- [Directive]: Omit all pictures and give the records below again exactly as written.

──────── Extracted entries

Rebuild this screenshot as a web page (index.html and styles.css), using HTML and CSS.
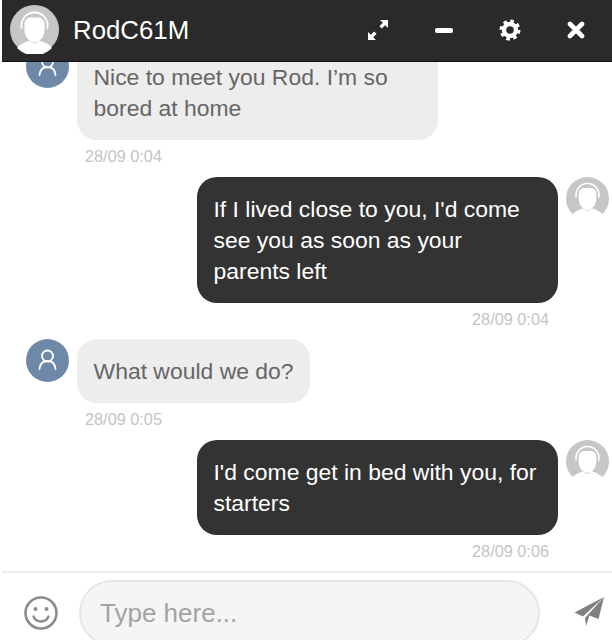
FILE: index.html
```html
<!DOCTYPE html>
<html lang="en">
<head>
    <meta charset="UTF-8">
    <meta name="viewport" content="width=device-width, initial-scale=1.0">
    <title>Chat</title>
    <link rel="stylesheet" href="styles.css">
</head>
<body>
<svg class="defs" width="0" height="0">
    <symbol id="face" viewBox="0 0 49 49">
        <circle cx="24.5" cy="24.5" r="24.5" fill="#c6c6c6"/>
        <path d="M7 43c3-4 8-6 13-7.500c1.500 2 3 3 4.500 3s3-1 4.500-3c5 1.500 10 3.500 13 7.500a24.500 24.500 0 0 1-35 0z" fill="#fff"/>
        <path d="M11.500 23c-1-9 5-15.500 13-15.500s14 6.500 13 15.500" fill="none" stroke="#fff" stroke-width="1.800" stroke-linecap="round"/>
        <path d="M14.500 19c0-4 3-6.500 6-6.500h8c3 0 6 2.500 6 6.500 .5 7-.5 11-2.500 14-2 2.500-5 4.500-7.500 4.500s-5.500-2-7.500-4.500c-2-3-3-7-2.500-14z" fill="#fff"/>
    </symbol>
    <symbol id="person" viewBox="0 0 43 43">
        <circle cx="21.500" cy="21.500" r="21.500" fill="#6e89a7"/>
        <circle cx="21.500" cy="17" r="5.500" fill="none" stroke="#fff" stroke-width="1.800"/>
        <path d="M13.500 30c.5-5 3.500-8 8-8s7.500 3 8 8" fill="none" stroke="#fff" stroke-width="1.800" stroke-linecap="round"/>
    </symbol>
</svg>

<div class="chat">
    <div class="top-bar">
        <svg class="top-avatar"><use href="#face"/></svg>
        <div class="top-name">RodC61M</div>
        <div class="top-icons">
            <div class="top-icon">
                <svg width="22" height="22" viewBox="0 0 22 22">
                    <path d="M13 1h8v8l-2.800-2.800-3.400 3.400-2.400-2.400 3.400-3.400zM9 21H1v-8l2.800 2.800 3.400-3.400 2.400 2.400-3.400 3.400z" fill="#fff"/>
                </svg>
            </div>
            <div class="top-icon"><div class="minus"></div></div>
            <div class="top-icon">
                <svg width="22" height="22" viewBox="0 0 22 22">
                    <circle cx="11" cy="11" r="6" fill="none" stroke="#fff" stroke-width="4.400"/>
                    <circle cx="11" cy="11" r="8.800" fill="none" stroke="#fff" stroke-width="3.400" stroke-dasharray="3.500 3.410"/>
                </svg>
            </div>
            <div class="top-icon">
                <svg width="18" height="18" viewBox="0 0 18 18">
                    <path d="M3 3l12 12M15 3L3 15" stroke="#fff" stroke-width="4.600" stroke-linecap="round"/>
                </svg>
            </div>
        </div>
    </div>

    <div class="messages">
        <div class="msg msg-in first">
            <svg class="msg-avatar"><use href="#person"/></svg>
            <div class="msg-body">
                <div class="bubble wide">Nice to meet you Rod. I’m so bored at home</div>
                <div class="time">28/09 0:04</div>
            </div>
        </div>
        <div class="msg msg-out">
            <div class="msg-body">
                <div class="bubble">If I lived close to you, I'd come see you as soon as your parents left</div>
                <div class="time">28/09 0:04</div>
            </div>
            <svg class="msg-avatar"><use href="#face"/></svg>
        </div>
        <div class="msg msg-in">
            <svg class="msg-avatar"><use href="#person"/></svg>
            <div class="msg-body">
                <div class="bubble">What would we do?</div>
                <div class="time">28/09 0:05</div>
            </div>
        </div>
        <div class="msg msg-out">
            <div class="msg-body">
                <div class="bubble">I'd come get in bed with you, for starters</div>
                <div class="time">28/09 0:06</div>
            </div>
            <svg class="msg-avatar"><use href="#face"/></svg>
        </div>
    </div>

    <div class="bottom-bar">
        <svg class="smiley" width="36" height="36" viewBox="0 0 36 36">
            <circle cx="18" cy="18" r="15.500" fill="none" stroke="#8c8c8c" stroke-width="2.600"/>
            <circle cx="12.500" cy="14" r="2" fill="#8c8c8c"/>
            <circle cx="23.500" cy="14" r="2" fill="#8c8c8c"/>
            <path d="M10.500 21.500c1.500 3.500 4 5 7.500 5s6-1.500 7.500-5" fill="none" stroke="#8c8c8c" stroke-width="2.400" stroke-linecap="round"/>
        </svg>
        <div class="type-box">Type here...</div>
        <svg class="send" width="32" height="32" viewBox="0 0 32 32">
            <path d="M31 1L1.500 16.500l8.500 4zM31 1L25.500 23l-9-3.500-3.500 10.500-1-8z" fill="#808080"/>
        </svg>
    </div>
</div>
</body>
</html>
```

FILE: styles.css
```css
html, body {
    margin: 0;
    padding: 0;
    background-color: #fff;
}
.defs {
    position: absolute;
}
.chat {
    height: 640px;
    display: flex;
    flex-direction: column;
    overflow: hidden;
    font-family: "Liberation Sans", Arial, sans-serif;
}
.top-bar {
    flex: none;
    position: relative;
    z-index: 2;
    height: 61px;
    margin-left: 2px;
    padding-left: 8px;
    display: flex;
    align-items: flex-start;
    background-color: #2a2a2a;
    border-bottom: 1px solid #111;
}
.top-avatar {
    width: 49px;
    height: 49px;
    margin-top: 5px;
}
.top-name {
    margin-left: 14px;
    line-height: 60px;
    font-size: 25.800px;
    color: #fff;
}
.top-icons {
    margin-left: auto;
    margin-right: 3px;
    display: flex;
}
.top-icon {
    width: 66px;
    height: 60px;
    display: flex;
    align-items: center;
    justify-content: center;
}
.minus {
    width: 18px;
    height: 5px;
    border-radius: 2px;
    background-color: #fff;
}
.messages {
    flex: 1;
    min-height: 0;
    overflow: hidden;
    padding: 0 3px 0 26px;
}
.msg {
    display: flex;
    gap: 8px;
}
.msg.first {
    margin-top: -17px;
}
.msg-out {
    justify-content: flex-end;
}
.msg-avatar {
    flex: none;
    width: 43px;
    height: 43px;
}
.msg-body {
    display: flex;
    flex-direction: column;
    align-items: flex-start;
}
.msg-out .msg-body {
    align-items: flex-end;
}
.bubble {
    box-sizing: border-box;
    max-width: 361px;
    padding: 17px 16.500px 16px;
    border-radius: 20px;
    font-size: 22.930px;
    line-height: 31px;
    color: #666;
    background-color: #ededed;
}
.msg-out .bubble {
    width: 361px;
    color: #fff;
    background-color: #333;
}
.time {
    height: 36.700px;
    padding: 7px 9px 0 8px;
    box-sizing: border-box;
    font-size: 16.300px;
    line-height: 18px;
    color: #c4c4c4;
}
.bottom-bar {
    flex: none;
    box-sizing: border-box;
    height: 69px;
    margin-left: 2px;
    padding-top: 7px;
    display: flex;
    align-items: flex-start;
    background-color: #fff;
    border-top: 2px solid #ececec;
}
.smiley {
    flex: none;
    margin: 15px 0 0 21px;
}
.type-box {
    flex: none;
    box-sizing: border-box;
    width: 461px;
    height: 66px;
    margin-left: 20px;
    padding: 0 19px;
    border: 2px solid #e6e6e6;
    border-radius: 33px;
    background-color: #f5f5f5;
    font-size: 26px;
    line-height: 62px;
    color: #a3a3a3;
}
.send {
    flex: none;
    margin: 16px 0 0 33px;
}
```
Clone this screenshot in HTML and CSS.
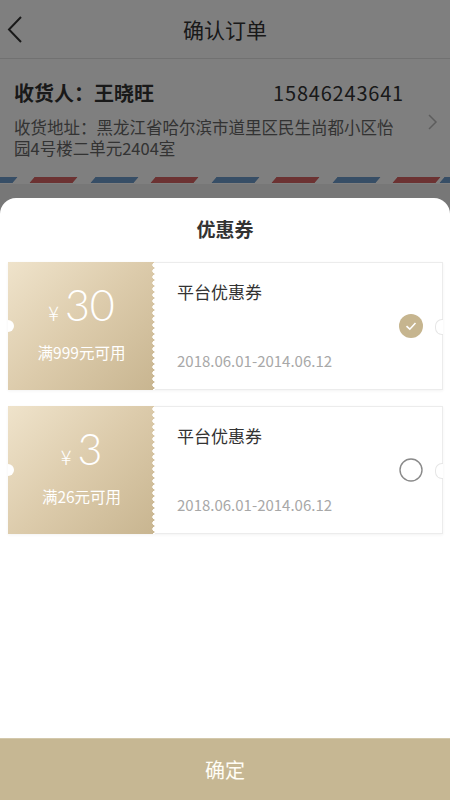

────────────────

- [Solution to this problem]:
Rebuild this screenshot as a web page (index.html and styles.css), using HTML and CSS.
FILE: index.html
```html
<!DOCTYPE html>
<html lang="en">
<head>
    <meta charset="UTF-8">
    <meta name="viewport" content="width=device-width, initial-scale=1.0">
    <title>Chat</title>
    <link rel="stylesheet" href="styles.css">
</head>
<body>
<svg class="defs" width="0" height="0">
    <symbol id="face" viewBox="0 0 49 49">
        <circle cx="24.5" cy="24.5" r="24.5" fill="#c6c6c6"/>
        <path d="M7 43c3-4 8-6 13-7.500c1.500 2 3 3 4.500 3s3-1 4.500-3c5 1.500 10 3.500 13 7.500a24.500 24.500 0 0 1-35 0z" fill="#fff"/>
        <path d="M11.500 23c-1-9 5-15.500 13-15.500s14 6.500 13 15.500" fill="none" stroke="#fff" stroke-width="1.800" stroke-linecap="round"/>
        <path d="M14.500 19c0-4 3-6.500 6-6.500h8c3 0 6 2.500 6 6.500 .5 7-.5 11-2.500 14-2 2.500-5 4.500-7.500 4.500s-5.500-2-7.500-4.500c-2-3-3-7-2.500-14z" fill="#fff"/>
    </symbol>
    <symbol id="person" viewBox="0 0 43 43">
        <circle cx="21.500" cy="21.500" r="21.500" fill="#6e89a7"/>
        <circle cx="21.500" cy="17" r="5.500" fill="none" stroke="#fff" stroke-width="1.800"/>
        <path d="M13.500 30c.5-5 3.500-8 8-8s7.500 3 8 8" fill="none" stroke="#fff" stroke-width="1.800" stroke-linecap="round"/>
    </symbol>
</svg>

<div class="chat">
    <div class="top-bar">
        <svg class="top-avatar"><use href="#face"/></svg>
        <div class="top-name">RodC61M</div>
        <div class="top-icons">
            <div class="top-icon">
                <svg width="22" height="22" viewBox="0 0 22 22">
                    <path d="M13 1h8v8l-2.800-2.800-3.400 3.400-2.400-2.400 3.400-3.400zM9 21H1v-8l2.800 2.800 3.400-3.400 2.400 2.400-3.400 3.400z" fill="#fff"/>
                </svg>
            </div>
            <div class="top-icon"><div class="minus"></div></div>
            <div class="top-icon">
                <svg width="22" height="22" viewBox="0 0 22 22">
                    <circle cx="11" cy="11" r="6" fill="none" stroke="#fff" stroke-width="4.400"/>
                    <circle cx="11" cy="11" r="8.800" fill="none" stroke="#fff" stroke-width="3.400" stroke-dasharray="3.500 3.410"/>
                </svg>
            </div>
            <div class="top-icon">
                <svg width="18" height="18" viewBox="0 0 18 18">
                    <path d="M3 3l12 12M15 3L3 15" stroke="#fff" stroke-width="4.600" stroke-linecap="round"/>
                </svg>
            </div>
        </div>
    </div>

    <div class="messages">
        <div class="msg msg-in first">
            <svg class="msg-avatar"><use href="#person"/></svg>
            <div class="msg-body">
                <div class="bubble wide">Nice to meet you Rod. I’m so bored at home</div>
                <div class="time">28/09 0:04</div>
            </div>
        </div>
        <div class="msg msg-out">
            <div class="msg-body">
                <div class="bubble">If I lived close to you, I'd come see you as soon as your parents left</div>
                <div class="time">28/09 0:04</div>
            </div>
            <svg class="msg-avatar"><use href="#face"/></svg>
        </div>
        <div class="msg msg-in">
            <svg class="msg-avatar"><use href="#person"/></svg>
            <div class="msg-body">
                <div class="bubble">What would we do?</div>
                <div class="time">28/09 0:05</div>
            </div>
        </div>
        <div class="msg msg-out">
            <div class="msg-body">
                <div class="bubble">I'd come get in bed with you, for starters</div>
                <div class="time">28/09 0:06</div>
            </div>
            <svg class="msg-avatar"><use href="#face"/></svg>
        </div>
    </div>

    <div class="bottom-bar">
        <svg class="smiley" width="36" height="36" viewBox="0 0 36 36">
            <circle cx="18" cy="18" r="15.500" fill="none" stroke="#8c8c8c" stroke-width="2.600"/>
            <circle cx="12.500" cy="14" r="2" fill="#8c8c8c"/>
            <circle cx="23.500" cy="14" r="2" fill="#8c8c8c"/>
            <path d="M10.500 21.500c1.500 3.500 4 5 7.500 5s6-1.500 7.500-5" fill="none" stroke="#8c8c8c" stroke-width="2.400" stroke-linecap="round"/>
        </svg>
        <div class="type-box">Type here...</div>
        <svg class="send" width="32" height="32" viewBox="0 0 32 32">
            <path d="M31 1L1.500 16.500l8.500 4zM31 1L25.500 23l-9-3.500-3.500 10.500-1-8z" fill="#808080"/>
        </svg>
    </div>
</div>
</body>
</html>
```

FILE: styles.css
```css
html, body {
    margin: 0;
    padding: 0;
    background-color: #fff;
}
.defs {
    position: absolute;
}
.chat {
    height: 640px;
    display: flex;
    flex-direction: column;
    overflow: hidden;
    font-family: "Liberation Sans", Arial, sans-serif;
}
.top-bar {
    flex: none;
    position: relative;
    z-index: 2;
    height: 61px;
    margin-left: 2px;
    padding-left: 8px;
    display: flex;
    align-items: flex-start;
    background-color: #2a2a2a;
    border-bottom: 1px solid #111;
}
.top-avatar {
    width: 49px;
    height: 49px;
    margin-top: 5px;
}
.top-name {
    margin-left: 14px;
    line-height: 60px;
    font-size: 25.800px;
    color: #fff;
}
.top-icons {
    margin-left: auto;
    margin-right: 3px;
    display: flex;
}
.top-icon {
    width: 66px;
    height: 60px;
    display: flex;
    align-items: center;
    justify-content: center;
}
.minus {
    width: 18px;
    height: 5px;
    border-radius: 2px;
    background-color: #fff;
}
.messages {
    flex: 1;
    min-height: 0;
    overflow: hidden;
    padding: 0 3px 0 26px;
}
.msg {
    display: flex;
    gap: 8px;
}
.msg.first {
    margin-top: -17px;
}
.msg-out {
    justify-content: flex-end;
}
.msg-avatar {
    flex: none;
    width: 43px;
    height: 43px;
}
.msg-body {
    display: flex;
    flex-direction: column;
    align-items: flex-start;
}
.msg-out .msg-body {
    align-items: flex-end;
}
.bubble {
    box-sizing: border-box;
    max-width: 361px;
    padding: 17px 16.500px 16px;
    border-radius: 20px;
    font-size: 22.930px;
    line-height: 31px;
    color: #666;
    background-color: #ededed;
}
.msg-out .bubble {
    width: 361px;
    color: #fff;
    background-color: #333;
}
.time {
    height: 36.700px;
    padding: 7px 9px 0 8px;
    box-sizing: border-box;
    font-size: 16.300px;
    line-height: 18px;
    color: #c4c4c4;
}
.bottom-bar {
    flex: none;
    box-sizing: border-box;
    height: 69px;
    margin-left: 2px;
    padding-top: 7px;
    display: flex;
    align-items: flex-start;
    background-color: #fff;
    border-top: 2px solid #ececec;
}
.smiley {
    flex: none;
    margin: 15px 0 0 21px;
}
.type-box {
    flex: none;
    box-sizing: border-box;
    width: 461px;
    height: 66px;
    margin-left: 20px;
    padding: 0 19px;
    border: 2px solid #e6e6e6;
    border-radius: 33px;
    background-color: #f5f5f5;
    font-size: 26px;
    line-height: 62px;
    color: #a3a3a3;
}
.send {
    flex: none;
    margin: 16px 0 0 33px;
}
```
Clone this screenshot in HTML and CSS.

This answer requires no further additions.